_Data section_
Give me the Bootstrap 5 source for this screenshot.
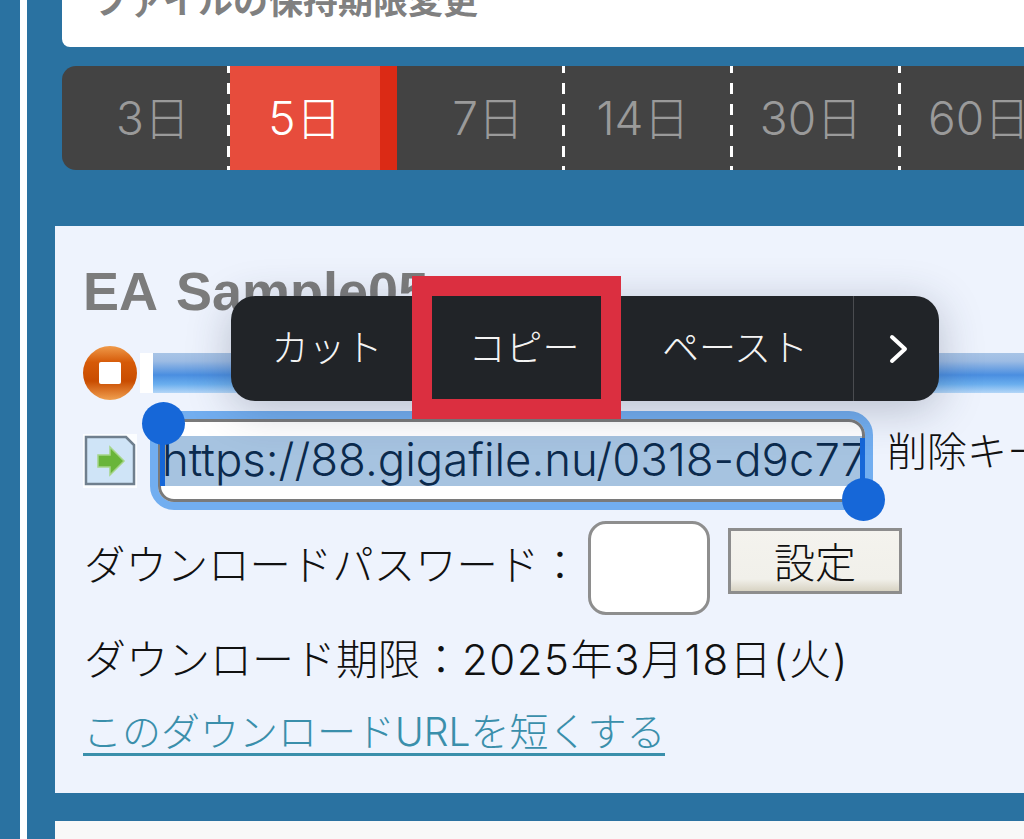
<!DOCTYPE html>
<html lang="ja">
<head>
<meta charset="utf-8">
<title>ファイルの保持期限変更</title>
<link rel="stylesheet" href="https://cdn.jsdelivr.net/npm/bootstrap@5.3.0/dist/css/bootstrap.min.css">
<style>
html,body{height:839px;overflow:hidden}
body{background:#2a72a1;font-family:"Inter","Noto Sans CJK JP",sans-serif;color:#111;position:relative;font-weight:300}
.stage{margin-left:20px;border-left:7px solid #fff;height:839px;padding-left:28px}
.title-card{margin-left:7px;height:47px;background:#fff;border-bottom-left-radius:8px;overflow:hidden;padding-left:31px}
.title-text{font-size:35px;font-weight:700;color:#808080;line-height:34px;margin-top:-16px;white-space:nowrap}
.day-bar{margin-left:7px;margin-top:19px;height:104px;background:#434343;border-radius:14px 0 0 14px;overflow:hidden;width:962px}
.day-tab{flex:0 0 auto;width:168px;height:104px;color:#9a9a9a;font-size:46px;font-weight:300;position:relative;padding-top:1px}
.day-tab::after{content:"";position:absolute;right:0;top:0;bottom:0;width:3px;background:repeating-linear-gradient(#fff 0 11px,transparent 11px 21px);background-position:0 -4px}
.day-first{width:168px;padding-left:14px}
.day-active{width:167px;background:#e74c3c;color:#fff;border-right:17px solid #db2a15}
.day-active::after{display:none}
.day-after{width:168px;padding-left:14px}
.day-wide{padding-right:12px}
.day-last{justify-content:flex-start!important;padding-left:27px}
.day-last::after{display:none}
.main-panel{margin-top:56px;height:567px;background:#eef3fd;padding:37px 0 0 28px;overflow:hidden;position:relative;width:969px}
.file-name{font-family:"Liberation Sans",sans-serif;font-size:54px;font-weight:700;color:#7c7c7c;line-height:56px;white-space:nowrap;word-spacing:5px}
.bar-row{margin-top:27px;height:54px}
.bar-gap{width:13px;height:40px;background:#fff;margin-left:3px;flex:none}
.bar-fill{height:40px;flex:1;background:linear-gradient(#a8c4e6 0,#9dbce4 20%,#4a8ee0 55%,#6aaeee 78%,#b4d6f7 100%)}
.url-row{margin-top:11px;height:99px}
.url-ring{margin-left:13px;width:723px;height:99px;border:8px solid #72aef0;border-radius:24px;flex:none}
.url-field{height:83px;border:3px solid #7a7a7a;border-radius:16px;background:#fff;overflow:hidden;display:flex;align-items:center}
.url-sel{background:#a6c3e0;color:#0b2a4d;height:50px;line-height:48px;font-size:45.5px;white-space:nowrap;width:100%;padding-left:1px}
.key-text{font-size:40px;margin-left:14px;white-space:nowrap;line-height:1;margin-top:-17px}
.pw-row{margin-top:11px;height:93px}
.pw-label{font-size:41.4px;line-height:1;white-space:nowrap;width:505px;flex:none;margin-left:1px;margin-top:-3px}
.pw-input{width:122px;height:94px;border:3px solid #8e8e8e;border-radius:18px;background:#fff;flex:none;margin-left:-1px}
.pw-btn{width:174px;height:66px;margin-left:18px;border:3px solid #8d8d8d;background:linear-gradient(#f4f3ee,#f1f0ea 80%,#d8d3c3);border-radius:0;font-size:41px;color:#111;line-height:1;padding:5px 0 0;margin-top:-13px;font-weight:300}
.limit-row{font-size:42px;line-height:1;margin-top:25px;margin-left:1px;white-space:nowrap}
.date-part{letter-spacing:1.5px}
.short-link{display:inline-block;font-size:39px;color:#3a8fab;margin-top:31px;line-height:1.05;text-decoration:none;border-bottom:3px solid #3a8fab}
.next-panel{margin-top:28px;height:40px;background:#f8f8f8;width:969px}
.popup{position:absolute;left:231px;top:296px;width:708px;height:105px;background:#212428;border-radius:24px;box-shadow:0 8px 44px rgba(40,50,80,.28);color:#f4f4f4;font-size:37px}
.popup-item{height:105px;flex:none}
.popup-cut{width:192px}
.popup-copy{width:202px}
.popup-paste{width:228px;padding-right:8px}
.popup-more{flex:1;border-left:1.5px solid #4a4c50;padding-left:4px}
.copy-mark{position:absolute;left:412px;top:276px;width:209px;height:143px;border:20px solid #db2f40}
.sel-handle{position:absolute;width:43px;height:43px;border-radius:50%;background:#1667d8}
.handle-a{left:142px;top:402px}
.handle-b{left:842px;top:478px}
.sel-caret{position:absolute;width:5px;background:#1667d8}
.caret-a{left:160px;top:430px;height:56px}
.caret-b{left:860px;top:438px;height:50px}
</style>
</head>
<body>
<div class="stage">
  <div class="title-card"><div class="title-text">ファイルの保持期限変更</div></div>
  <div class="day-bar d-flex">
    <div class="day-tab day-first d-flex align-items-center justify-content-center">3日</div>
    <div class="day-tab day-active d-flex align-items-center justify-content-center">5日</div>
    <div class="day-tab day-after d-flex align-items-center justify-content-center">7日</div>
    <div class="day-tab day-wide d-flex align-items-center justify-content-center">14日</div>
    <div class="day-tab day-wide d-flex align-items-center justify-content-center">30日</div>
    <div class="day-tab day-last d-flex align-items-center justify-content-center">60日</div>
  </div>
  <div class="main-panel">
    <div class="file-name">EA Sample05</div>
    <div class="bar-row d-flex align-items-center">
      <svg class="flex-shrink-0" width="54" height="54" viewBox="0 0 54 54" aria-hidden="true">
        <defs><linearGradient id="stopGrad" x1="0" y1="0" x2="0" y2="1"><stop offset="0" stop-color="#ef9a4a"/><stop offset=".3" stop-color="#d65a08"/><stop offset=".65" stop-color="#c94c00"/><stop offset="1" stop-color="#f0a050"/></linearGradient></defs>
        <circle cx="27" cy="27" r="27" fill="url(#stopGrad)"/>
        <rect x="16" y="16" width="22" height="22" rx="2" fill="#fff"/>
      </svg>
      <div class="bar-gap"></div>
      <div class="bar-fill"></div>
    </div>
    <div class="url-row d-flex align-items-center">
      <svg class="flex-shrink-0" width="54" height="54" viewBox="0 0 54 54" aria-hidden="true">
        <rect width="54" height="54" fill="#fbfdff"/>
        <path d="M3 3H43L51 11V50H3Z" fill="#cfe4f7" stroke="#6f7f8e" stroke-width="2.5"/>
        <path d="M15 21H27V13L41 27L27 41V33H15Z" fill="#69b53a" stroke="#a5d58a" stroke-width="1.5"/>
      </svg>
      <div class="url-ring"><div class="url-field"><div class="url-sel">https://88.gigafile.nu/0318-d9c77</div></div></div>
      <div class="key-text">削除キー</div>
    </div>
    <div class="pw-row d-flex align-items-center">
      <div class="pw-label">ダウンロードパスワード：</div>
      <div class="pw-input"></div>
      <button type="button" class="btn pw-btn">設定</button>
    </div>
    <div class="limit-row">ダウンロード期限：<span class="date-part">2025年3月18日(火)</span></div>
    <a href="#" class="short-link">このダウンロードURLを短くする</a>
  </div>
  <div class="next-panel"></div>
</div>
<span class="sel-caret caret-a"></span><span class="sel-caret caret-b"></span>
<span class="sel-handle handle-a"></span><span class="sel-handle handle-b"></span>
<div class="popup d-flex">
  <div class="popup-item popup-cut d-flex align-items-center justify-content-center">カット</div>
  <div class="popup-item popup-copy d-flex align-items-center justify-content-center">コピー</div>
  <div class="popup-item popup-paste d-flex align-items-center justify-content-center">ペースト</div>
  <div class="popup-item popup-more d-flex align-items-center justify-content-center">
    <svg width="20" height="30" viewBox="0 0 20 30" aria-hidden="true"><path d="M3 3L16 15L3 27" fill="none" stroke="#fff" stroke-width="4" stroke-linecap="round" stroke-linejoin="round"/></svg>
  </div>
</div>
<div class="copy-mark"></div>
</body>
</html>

_Exercise requirements_
In the copy, include no pictures; restate the listing above exactly.

_Full output_
Give me the Bootstrap 5 source for this screenshot.
<!DOCTYPE html>
<html lang="ja">
<head>
<meta charset="utf-8">
<title>ファイルの保持期限変更</title>
<link rel="stylesheet" href="https://cdn.jsdelivr.net/npm/bootstrap@5.3.0/dist/css/bootstrap.min.css">
<style>
html,body{height:839px;overflow:hidden}
body{background:#2a72a1;font-family:"Inter","Noto Sans CJK JP",sans-serif;color:#111;position:relative;font-weight:300}
.stage{margin-left:20px;border-left:7px solid #fff;height:839px;padding-left:28px}
.title-card{margin-left:7px;height:47px;background:#fff;border-bottom-left-radius:8px;overflow:hidden;padding-left:31px}
.title-text{font-size:35px;font-weight:700;color:#808080;line-height:34px;margin-top:-16px;white-space:nowrap}
.day-bar{margin-left:7px;margin-top:19px;height:104px;background:#434343;border-radius:14px 0 0 14px;overflow:hidden;width:962px}
.day-tab{flex:0 0 auto;width:168px;height:104px;color:#9a9a9a;font-size:46px;font-weight:300;position:relative;padding-top:1px}
.day-tab::after{content:"";position:absolute;right:0;top:0;bottom:0;width:3px;background:repeating-linear-gradient(#fff 0 11px,transparent 11px 21px);background-position:0 -4px}
.day-first{width:168px;padding-left:14px}
.day-active{width:167px;background:#e74c3c;color:#fff;border-right:17px solid #db2a15}
.day-active::after{display:none}
.day-after{width:168px;padding-left:14px}
.day-wide{padding-right:12px}
.day-last{justify-content:flex-start!important;padding-left:27px}
.day-last::after{display:none}
.main-panel{margin-top:56px;height:567px;background:#eef3fd;padding:37px 0 0 28px;overflow:hidden;position:relative;width:969px}
.file-name{font-family:"Liberation Sans",sans-serif;font-size:54px;font-weight:700;color:#7c7c7c;line-height:56px;white-space:nowrap;word-spacing:5px}
.bar-row{margin-top:27px;height:54px}
.bar-gap{width:13px;height:40px;background:#fff;margin-left:3px;flex:none}
.bar-fill{height:40px;flex:1;background:linear-gradient(#a8c4e6 0,#9dbce4 20%,#4a8ee0 55%,#6aaeee 78%,#b4d6f7 100%)}
.url-row{margin-top:11px;height:99px}
.url-ring{margin-left:13px;width:723px;height:99px;border:8px solid #72aef0;border-radius:24px;flex:none}
.url-field{height:83px;border:3px solid #7a7a7a;border-radius:16px;background:#fff;overflow:hidden;display:flex;align-items:center}
.url-sel{background:#a6c3e0;color:#0b2a4d;height:50px;line-height:48px;font-size:45.5px;white-space:nowrap;width:100%;padding-left:1px}
.key-text{font-size:40px;margin-left:14px;white-space:nowrap;line-height:1;margin-top:-17px}
.pw-row{margin-top:11px;height:93px}
.pw-label{font-size:41.4px;line-height:1;white-space:nowrap;width:505px;flex:none;margin-left:1px;margin-top:-3px}
.pw-input{width:122px;height:94px;border:3px solid #8e8e8e;border-radius:18px;background:#fff;flex:none;margin-left:-1px}
.pw-btn{width:174px;height:66px;margin-left:18px;border:3px solid #8d8d8d;background:linear-gradient(#f4f3ee,#f1f0ea 80%,#d8d3c3);border-radius:0;font-size:41px;color:#111;line-height:1;padding:5px 0 0;margin-top:-13px;font-weight:300}
.limit-row{font-size:42px;line-height:1;margin-top:25px;margin-left:1px;white-space:nowrap}
.date-part{letter-spacing:1.5px}
.short-link{display:inline-block;font-size:39px;color:#3a8fab;margin-top:31px;line-height:1.05;text-decoration:none;border-bottom:3px solid #3a8fab}
.next-panel{margin-top:28px;height:40px;background:#f8f8f8;width:969px}
.popup{position:absolute;left:231px;top:296px;width:708px;height:105px;background:#212428;border-radius:24px;box-shadow:0 8px 44px rgba(40,50,80,.28);color:#f4f4f4;font-size:37px}
.popup-item{height:105px;flex:none}
.popup-cut{width:192px}
.popup-copy{width:202px}
.popup-paste{width:228px;padding-right:8px}
.popup-more{flex:1;border-left:1.5px solid #4a4c50;padding-left:4px}
.copy-mark{position:absolute;left:412px;top:276px;width:209px;height:143px;border:20px solid #db2f40}
.sel-handle{position:absolute;width:43px;height:43px;border-radius:50%;background:#1667d8}
.handle-a{left:142px;top:402px}
.handle-b{left:842px;top:478px}
.sel-caret{position:absolute;width:5px;background:#1667d8}
.caret-a{left:160px;top:430px;height:56px}
.caret-b{left:860px;top:438px;height:50px}
</style>
</head>
<body>
<div class="stage">
  <div class="title-card"><div class="title-text">ファイルの保持期限変更</div></div>
  <div class="day-bar d-flex">
    <div class="day-tab day-first d-flex align-items-center justify-content-center">3日</div>
    <div class="day-tab day-active d-flex align-items-center justify-content-center">5日</div>
    <div class="day-tab day-after d-flex align-items-center justify-content-center">7日</div>
    <div class="day-tab day-wide d-flex align-items-center justify-content-center">14日</div>
    <div class="day-tab day-wide d-flex align-items-center justify-content-center">30日</div>
    <div class="day-tab day-last d-flex align-items-center justify-content-center">60日</div>
  </div>
  <div class="main-panel">
    <div class="file-name">EA Sample05</div>
    <div class="bar-row d-flex align-items-center">
      <svg class="flex-shrink-0" width="54" height="54" viewBox="0 0 54 54" aria-hidden="true">
        <defs><linearGradient id="stopGrad" x1="0" y1="0" x2="0" y2="1"><stop offset="0" stop-color="#ef9a4a"/><stop offset=".3" stop-color="#d65a08"/><stop offset=".65" stop-color="#c94c00"/><stop offset="1" stop-color="#f0a050"/></linearGradient></defs>
        <circle cx="27" cy="27" r="27" fill="url(#stopGrad)"/>
        <rect x="16" y="16" width="22" height="22" rx="2" fill="#fff"/>
      </svg>
      <div class="bar-gap"></div>
      <div class="bar-fill"></div>
    </div>
    <div class="url-row d-flex align-items-center">
      <svg class="flex-shrink-0" width="54" height="54" viewBox="0 0 54 54" aria-hidden="true">
        <rect width="54" height="54" fill="#fbfdff"/>
        <path d="M3 3H43L51 11V50H3Z" fill="#cfe4f7" stroke="#6f7f8e" stroke-width="2.5"/>
        <path d="M15 21H27V13L41 27L27 41V33H15Z" fill="#69b53a" stroke="#a5d58a" stroke-width="1.5"/>
      </svg>
      <div class="url-ring"><div class="url-field"><div class="url-sel">https://88.gigafile.nu/0318-d9c77</div></div></div>
      <div class="key-text">削除キー</div>
    </div>
    <div class="pw-row d-flex align-items-center">
      <div class="pw-label">ダウンロードパスワード：</div>
      <div class="pw-input"></div>
      <button type="button" class="btn pw-btn">設定</button>
    </div>
    <div class="limit-row">ダウンロード期限：<span class="date-part">2025年3月18日(火)</span></div>
    <a href="#" class="short-link">このダウンロードURLを短くする</a>
  </div>
  <div class="next-panel"></div>
</div>
<span class="sel-caret caret-a"></span><span class="sel-caret caret-b"></span>
<span class="sel-handle handle-a"></span><span class="sel-handle handle-b"></span>
<div class="popup d-flex">
  <div class="popup-item popup-cut d-flex align-items-center justify-content-center">カット</div>
  <div class="popup-item popup-copy d-flex align-items-center justify-content-center">コピー</div>
  <div class="popup-item popup-paste d-flex align-items-center justify-content-center">ペースト</div>
  <div class="popup-item popup-more d-flex align-items-center justify-content-center">
    <svg width="20" height="30" viewBox="0 0 20 30" aria-hidden="true"><path d="M3 3L16 15L3 27" fill="none" stroke="#fff" stroke-width="4" stroke-linecap="round" stroke-linejoin="round"/></svg>
  </div>
</div>
<div class="copy-mark"></div>
</body>
</html>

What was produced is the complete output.